という課題に取り組んでいることについてや生徒たちに対する接し方に、集中的な批判をされた時があったし、今もそれも残っているという。

    保健室は「生徒を甘やかせている。」という批判

  特に保健室は「生徒を甘やかせている。」という批判は依然強いらしい。
 これに対して養護教諭は、こう言う。


「いろいろな悩みを抱えてくる生徒の中には、病気や学校や家庭や人間関係で悩
んでいる生徒がほとんど。」

「でも、保健室によく来る生徒は、中退や原級留置になる生徒はいない。」

「一部では、ドロップアウトする生徒は、学校や教師の生徒に対する理解が欠落しているからだ、と言い切る研究者もいる」

「私たち養護教諭としては、まず生徒を受け入れる。
 ただそれだけですましてはいない、受け入れながら、何が問題か、何が課題か、を考えて行動する。」

「そして、例えばある教科がまったく解らないことが、その生徒がイライラし、問題を抱えていることが問題だと分かるとその教科の先生に補習をお願いする。けれど……」

「俺あんな教師の顔も見たくない、と反発する生徒には同じ教科の先生に補習をお願いして、徐々に教えてもらっている教科の先生に補習をしてもらうよう準備をしておく。反発していた生徒も担当の教科の先生の補習が受けられるように生徒と一緒にお願いする。」


「最近は、勉強しすぎて、頭が痛いと言うようになっている。」
 
 そんな取り組みもしている。


  保健室は甘やかしてもらえるとこと違うんや
   エネルギーためて課題に立ち向かうとこや

 「先生!俺天才違うかなあ。5点しかとれなかったテストが、ちょっと勉強しただけで数十点取れるようになった。と息を切らせて保健室にやってくる。」

 卒業生が来たら、保健室に来て保健室に居る生徒たちに話しかける。
 それが生徒たちのこころにすとんと落ちることが多い。


「クラスでゴチャゴチャあって保健室にきたんやろ。今のうちの会社にも保健室なんかないで。働いたらそんなものや。」

「保健室がなかったら、卒業も出来なかったし、大学にも行かれへんかった。あのな。大学には保健室なんてないよ。今のうちにエネルギーためとけよ。」

「保健室は、甘やかしてもらえるとこと違うんや。エネルギーためて課題に立ち向かうとこや」
 高校ににやってくる卒業生は、まず保健室に来て、いつも同じような話を在校生にしている。

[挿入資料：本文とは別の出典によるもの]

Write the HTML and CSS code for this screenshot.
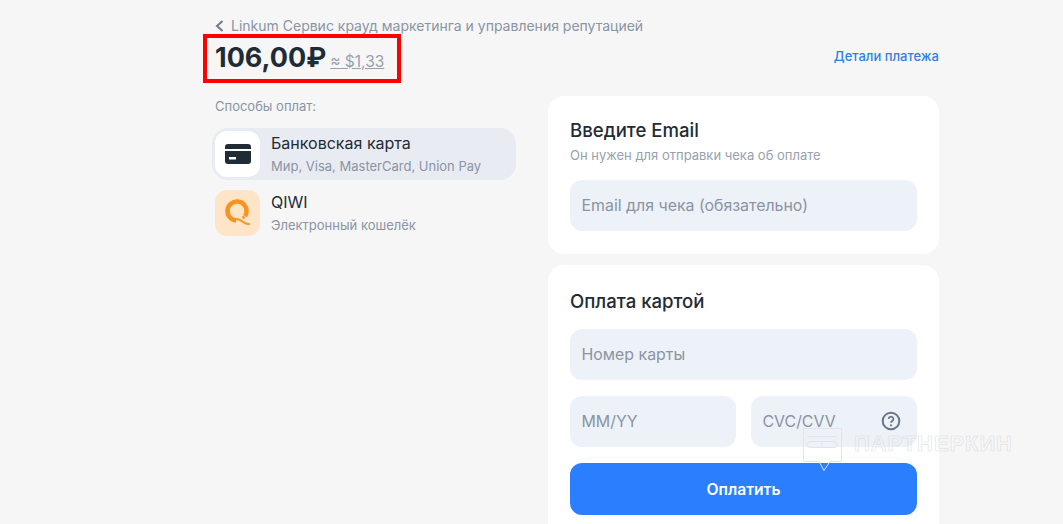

  保健室はいつも笑いがある。笑い声に癒やされる。でも、職員室に行ったら

 養護教諭の研究会で、年間15回以上保健室に来る生徒たちの進路を話す機会があった。

 私たちの学校では、年間15回以上の生徒はあまりにも多すぎた。でも、15回以上と特別に50回以上保健室の生徒の進路状況も調べてみた。

 すると全員、進級、卒業していた。多の高校ではそうではないいことに驚いた。

 生徒たちの中には
「保健室はいつも笑いがある。笑い声に癒やされる。でも、職員室に行ったら笑い声がない。」

「大学に入ったけれど、養護教諭になりたいので専攻を変更するわ。」  

という卒業生も出てきている、という話である。

 学校や教師やひとりひとりの教職員がどのような方向に向かって進んでいるか。生徒たち全員が大切にされているかが、今日、一番求められていることである。

 だから、○○の障害児が普通校で受け入れられた。入学が認められた、と話題になるが、その学校全体の動きや方向は問題にされない。
 最初と結果だけが問題にされる。
 だが、その間が大切なのである。
 ひとりの障害が「大切にされて」いたとしても、他の生徒が蔑ろにされていたのでは、生徒間の理解も生徒の平等感も育たない。